SHORT EXERCISE: Give the number of lines in the entries that contain "components". State only the count.

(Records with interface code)
========================================================================

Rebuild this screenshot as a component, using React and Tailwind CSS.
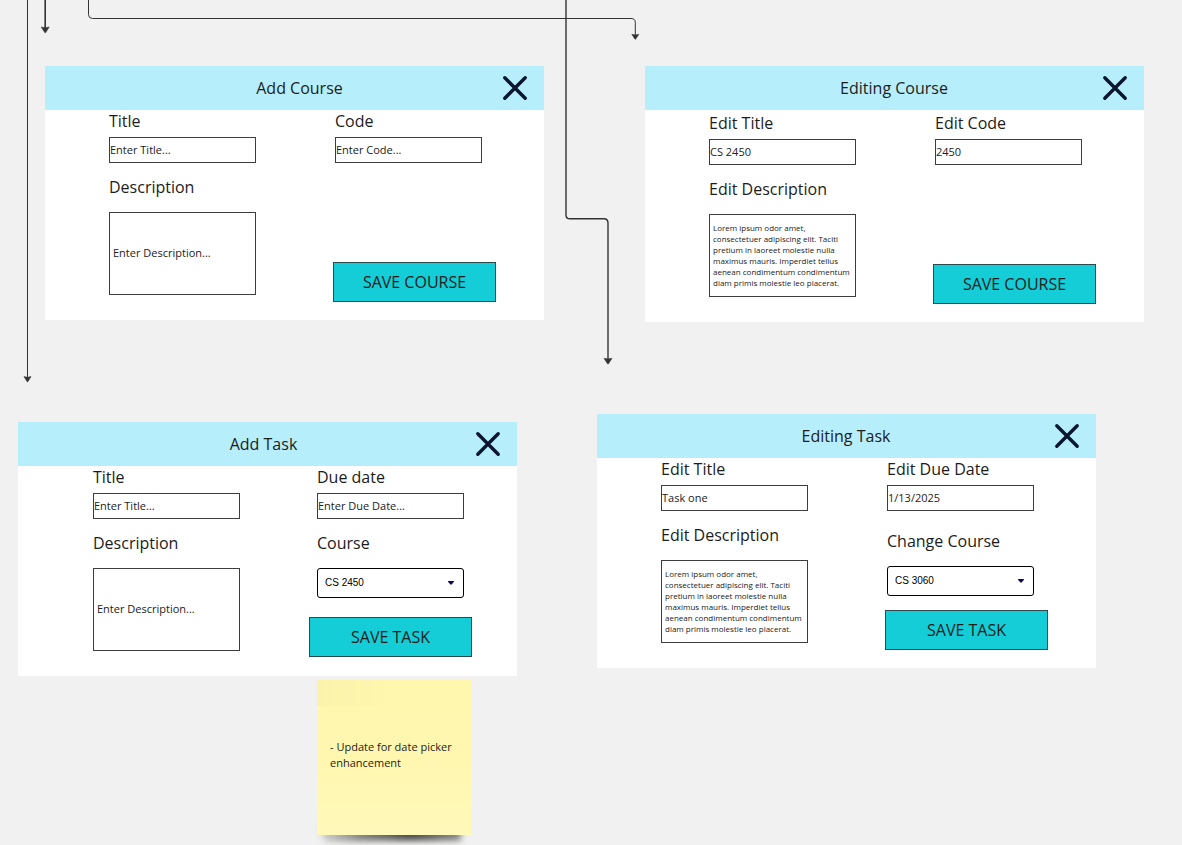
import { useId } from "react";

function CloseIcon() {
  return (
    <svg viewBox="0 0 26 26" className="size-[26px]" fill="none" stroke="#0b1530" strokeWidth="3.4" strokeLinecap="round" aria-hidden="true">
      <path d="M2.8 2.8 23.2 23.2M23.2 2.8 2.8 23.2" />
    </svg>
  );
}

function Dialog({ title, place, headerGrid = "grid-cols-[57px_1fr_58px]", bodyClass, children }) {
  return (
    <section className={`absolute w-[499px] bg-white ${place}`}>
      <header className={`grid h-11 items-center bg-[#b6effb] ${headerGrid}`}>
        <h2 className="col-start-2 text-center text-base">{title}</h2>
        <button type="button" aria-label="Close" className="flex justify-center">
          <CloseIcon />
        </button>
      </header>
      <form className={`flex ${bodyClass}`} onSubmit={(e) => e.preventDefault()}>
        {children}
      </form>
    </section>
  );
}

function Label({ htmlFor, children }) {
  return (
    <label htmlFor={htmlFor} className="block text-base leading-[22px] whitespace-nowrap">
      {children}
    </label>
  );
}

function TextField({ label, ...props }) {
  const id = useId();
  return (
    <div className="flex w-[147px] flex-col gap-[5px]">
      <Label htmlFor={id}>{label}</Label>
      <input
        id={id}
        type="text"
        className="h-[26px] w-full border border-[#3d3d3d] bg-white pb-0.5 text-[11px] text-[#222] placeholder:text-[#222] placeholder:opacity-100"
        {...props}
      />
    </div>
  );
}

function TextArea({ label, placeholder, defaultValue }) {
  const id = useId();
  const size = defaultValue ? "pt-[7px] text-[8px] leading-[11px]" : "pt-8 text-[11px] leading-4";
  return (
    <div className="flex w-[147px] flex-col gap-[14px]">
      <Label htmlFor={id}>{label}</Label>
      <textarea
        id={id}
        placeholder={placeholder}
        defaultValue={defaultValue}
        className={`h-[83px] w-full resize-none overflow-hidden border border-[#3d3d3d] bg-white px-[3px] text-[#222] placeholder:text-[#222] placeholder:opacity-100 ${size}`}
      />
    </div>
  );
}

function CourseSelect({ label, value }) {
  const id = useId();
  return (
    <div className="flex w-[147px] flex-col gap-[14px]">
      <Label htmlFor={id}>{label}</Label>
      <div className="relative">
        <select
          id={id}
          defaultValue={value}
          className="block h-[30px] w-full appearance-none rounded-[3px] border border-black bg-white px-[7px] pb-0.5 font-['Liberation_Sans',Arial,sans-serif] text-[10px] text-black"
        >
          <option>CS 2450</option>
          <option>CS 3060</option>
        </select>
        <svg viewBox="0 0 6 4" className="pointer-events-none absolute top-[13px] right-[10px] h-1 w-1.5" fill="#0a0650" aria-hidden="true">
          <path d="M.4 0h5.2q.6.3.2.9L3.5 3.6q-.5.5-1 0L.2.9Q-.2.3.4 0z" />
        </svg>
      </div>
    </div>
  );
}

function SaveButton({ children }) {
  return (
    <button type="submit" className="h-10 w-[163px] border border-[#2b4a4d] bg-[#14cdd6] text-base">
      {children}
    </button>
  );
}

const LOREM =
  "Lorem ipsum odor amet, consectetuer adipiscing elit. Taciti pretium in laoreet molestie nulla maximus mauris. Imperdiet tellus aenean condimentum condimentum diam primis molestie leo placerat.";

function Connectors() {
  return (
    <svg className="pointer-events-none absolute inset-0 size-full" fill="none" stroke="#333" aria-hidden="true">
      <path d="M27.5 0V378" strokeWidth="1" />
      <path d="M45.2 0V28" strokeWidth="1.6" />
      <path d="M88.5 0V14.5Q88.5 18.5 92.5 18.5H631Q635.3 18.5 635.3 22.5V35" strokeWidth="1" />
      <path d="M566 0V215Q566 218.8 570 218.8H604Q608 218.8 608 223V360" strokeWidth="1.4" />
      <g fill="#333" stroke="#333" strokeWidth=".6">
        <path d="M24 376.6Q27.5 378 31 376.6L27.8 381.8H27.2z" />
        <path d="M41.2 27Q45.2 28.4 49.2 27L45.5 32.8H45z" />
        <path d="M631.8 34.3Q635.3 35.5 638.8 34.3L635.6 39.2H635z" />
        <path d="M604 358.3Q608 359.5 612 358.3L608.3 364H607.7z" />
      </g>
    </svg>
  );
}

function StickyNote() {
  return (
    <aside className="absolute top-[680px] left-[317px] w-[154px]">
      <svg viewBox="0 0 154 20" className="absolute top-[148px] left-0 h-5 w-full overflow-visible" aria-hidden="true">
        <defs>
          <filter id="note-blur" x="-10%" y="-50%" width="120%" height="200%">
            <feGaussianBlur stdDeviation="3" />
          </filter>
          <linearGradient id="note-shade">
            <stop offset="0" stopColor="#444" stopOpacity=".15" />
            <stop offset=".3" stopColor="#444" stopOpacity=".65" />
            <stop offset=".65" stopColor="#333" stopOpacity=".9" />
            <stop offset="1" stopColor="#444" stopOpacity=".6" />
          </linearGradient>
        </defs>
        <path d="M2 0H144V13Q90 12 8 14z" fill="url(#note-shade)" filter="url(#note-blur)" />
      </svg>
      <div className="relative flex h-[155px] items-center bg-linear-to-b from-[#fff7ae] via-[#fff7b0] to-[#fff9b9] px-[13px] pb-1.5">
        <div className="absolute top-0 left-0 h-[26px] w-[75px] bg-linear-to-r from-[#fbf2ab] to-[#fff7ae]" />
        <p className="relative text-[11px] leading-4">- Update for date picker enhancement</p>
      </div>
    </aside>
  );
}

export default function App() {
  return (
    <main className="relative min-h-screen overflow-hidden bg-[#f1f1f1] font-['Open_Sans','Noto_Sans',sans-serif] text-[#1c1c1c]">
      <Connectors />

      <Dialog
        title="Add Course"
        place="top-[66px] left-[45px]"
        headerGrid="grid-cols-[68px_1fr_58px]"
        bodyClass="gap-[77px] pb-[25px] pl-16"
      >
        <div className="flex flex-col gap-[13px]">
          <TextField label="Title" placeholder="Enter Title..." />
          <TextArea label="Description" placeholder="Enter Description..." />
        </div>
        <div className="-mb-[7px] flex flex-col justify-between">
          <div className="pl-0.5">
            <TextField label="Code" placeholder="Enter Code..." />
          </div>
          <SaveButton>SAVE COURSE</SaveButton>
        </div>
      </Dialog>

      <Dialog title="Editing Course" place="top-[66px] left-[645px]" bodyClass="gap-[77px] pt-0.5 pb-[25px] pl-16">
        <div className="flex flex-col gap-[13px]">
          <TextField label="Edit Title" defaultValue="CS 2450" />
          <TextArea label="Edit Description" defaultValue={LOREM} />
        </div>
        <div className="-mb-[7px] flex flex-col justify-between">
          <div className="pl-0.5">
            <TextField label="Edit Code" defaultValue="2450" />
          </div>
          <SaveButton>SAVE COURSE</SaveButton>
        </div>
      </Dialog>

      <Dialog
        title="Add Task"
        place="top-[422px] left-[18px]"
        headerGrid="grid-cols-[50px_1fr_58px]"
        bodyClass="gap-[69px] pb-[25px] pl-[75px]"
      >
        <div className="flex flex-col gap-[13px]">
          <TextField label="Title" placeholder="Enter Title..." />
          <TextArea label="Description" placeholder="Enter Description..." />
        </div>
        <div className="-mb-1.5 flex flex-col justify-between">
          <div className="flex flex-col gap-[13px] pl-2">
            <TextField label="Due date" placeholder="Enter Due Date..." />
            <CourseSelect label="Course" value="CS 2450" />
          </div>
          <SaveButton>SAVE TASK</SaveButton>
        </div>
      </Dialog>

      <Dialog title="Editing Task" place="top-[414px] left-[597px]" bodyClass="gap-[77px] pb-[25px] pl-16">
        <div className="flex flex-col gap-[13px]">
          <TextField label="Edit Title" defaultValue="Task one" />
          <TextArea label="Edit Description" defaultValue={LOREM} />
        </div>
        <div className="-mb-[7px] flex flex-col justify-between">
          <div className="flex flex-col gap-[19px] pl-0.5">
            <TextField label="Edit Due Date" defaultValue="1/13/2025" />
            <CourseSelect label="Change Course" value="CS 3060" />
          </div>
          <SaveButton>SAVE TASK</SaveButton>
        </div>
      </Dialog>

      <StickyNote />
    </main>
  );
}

========================================================================

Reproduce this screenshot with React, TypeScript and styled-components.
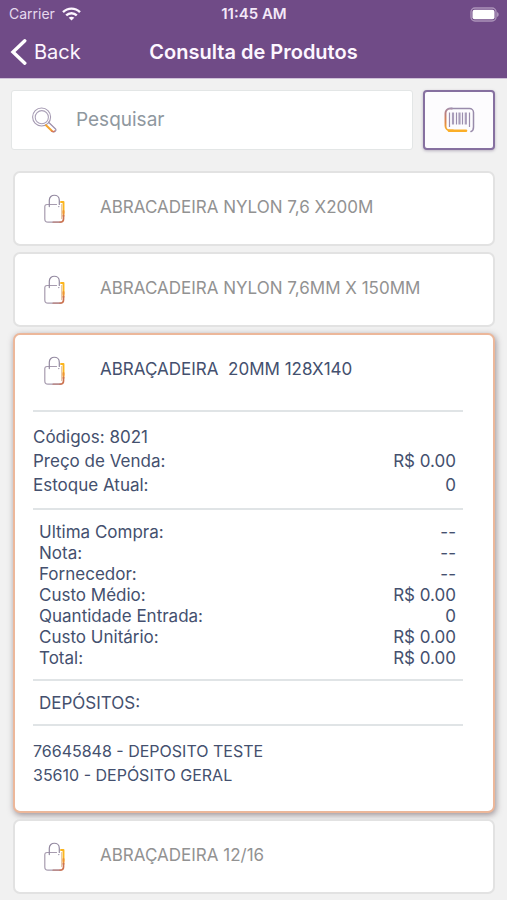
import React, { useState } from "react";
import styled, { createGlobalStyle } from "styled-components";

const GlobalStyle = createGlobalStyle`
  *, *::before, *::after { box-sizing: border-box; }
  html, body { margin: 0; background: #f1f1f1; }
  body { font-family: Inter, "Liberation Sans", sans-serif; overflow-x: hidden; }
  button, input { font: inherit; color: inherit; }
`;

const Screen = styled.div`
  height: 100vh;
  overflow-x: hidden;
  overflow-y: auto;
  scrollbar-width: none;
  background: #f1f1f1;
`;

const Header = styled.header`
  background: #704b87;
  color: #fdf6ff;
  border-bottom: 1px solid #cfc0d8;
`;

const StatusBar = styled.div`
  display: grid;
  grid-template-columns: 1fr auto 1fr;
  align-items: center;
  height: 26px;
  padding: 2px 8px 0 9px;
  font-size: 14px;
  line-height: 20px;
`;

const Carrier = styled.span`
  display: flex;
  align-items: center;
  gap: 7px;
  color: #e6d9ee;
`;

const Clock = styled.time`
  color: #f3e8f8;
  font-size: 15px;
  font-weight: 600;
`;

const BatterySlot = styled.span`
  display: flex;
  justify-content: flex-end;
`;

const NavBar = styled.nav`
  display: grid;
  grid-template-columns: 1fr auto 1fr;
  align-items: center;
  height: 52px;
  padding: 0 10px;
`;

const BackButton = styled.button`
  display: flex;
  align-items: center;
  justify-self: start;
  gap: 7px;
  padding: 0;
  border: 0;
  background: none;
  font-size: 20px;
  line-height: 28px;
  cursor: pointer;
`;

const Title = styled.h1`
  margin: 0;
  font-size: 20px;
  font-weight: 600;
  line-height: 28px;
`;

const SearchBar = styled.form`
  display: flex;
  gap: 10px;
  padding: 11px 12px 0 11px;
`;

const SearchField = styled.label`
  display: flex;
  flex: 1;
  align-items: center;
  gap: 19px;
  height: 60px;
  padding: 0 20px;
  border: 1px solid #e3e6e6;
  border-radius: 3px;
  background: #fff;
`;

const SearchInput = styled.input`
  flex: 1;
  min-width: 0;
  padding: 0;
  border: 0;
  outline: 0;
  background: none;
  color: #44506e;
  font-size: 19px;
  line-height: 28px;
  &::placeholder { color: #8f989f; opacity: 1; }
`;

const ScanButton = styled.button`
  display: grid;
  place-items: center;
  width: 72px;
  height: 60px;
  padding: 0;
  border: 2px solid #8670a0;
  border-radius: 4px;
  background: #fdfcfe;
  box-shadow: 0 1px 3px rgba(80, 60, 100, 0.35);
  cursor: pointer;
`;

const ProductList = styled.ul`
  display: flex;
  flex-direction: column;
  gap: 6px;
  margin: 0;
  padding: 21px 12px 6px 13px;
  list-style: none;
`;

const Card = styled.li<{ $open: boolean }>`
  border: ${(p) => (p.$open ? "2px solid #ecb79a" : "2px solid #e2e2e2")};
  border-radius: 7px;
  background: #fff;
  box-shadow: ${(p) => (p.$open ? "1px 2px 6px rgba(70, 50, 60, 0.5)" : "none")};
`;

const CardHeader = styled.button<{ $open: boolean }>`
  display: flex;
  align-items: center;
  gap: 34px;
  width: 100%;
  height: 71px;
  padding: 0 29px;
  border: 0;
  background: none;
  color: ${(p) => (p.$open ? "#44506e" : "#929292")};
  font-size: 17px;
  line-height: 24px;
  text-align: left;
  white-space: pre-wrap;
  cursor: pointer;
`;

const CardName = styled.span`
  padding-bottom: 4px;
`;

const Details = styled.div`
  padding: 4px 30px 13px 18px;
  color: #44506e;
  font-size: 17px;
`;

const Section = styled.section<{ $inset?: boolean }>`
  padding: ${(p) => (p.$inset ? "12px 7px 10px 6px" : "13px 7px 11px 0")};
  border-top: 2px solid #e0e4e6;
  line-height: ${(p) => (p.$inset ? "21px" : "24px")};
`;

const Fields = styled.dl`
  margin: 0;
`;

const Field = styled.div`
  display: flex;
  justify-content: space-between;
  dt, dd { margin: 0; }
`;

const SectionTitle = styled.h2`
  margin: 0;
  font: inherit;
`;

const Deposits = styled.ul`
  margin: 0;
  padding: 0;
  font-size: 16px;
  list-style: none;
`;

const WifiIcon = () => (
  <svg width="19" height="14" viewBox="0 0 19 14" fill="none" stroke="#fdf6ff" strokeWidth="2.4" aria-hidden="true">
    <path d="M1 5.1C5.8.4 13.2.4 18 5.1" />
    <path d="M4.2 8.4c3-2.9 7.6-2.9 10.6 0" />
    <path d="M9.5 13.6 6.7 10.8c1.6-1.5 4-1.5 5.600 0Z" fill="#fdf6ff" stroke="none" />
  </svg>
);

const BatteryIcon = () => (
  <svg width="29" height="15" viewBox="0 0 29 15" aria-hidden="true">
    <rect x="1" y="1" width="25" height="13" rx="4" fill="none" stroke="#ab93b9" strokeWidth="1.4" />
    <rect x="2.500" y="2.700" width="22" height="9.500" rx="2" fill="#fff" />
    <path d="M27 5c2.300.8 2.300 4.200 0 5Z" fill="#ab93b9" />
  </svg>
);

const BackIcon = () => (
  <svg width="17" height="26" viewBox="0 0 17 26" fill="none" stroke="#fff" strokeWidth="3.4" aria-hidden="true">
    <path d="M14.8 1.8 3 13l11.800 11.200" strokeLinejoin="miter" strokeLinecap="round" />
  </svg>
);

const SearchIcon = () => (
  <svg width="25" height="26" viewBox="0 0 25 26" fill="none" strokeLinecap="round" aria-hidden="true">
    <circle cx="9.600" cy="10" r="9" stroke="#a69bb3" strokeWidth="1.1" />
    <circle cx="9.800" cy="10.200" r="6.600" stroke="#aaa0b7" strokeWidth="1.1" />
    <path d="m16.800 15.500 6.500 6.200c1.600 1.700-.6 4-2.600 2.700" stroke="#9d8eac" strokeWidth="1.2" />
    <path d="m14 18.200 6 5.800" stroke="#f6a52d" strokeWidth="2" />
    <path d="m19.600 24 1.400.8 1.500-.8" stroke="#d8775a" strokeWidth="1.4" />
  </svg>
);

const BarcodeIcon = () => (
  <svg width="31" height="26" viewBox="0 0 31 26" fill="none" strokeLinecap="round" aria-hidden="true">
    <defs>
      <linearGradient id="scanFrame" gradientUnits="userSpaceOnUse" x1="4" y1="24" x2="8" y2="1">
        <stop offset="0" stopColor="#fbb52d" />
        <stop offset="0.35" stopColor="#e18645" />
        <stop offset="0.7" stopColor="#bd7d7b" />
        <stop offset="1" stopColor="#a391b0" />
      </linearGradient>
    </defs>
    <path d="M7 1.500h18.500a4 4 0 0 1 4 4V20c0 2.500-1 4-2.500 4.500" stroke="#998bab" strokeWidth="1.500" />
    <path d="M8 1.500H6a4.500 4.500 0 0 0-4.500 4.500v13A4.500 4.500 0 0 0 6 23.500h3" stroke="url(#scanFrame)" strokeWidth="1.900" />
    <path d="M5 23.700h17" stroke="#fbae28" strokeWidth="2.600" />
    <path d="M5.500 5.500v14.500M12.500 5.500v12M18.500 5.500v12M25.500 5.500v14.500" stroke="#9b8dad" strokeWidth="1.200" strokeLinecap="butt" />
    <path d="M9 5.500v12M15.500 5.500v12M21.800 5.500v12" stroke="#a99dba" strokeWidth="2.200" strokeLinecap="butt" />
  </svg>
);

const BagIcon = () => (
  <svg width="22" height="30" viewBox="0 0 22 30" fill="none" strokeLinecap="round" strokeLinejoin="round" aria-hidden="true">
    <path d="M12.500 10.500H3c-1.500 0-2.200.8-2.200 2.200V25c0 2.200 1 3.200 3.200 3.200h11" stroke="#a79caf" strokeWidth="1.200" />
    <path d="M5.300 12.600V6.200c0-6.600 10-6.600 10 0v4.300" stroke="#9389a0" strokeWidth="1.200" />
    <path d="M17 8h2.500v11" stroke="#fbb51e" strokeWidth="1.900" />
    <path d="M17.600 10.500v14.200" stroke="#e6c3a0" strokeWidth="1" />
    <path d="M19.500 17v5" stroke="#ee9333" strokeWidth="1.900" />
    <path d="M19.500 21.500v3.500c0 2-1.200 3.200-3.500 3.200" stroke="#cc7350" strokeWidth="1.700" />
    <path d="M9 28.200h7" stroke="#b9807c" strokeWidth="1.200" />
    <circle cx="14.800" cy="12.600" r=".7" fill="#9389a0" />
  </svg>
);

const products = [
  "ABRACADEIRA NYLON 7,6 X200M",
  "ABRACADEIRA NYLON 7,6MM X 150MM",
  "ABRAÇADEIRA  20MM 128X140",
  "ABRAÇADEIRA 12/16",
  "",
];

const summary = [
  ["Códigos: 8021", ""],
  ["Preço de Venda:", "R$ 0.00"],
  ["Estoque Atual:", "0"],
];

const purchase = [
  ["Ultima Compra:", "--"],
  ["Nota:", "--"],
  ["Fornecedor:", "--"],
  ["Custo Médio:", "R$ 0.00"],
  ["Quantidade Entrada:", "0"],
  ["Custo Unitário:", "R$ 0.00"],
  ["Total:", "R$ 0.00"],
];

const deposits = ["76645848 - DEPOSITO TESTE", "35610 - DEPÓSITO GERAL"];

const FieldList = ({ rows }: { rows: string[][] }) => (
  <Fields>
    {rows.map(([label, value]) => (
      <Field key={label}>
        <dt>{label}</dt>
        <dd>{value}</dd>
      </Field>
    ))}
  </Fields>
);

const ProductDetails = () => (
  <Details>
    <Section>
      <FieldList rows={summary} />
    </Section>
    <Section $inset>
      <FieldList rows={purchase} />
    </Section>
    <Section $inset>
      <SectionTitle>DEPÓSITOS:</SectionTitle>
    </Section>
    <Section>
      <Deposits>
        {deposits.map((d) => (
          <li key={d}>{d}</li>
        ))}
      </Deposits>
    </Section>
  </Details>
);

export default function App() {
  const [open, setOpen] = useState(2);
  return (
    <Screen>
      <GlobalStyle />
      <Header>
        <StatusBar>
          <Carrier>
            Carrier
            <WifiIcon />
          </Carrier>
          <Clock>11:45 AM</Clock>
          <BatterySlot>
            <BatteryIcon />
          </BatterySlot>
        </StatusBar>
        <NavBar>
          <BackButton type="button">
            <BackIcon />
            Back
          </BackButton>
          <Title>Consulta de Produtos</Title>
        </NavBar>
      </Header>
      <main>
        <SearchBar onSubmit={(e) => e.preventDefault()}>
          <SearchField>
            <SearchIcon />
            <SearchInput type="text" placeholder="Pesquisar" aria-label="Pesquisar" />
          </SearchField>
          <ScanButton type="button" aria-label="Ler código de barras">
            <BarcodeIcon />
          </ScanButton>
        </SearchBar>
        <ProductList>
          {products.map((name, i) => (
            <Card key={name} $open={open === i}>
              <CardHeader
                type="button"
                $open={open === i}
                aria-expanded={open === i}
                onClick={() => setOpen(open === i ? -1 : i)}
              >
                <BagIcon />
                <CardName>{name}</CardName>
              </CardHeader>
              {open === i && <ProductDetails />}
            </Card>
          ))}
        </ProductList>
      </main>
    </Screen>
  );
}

========================================================================

RESPONSE: 2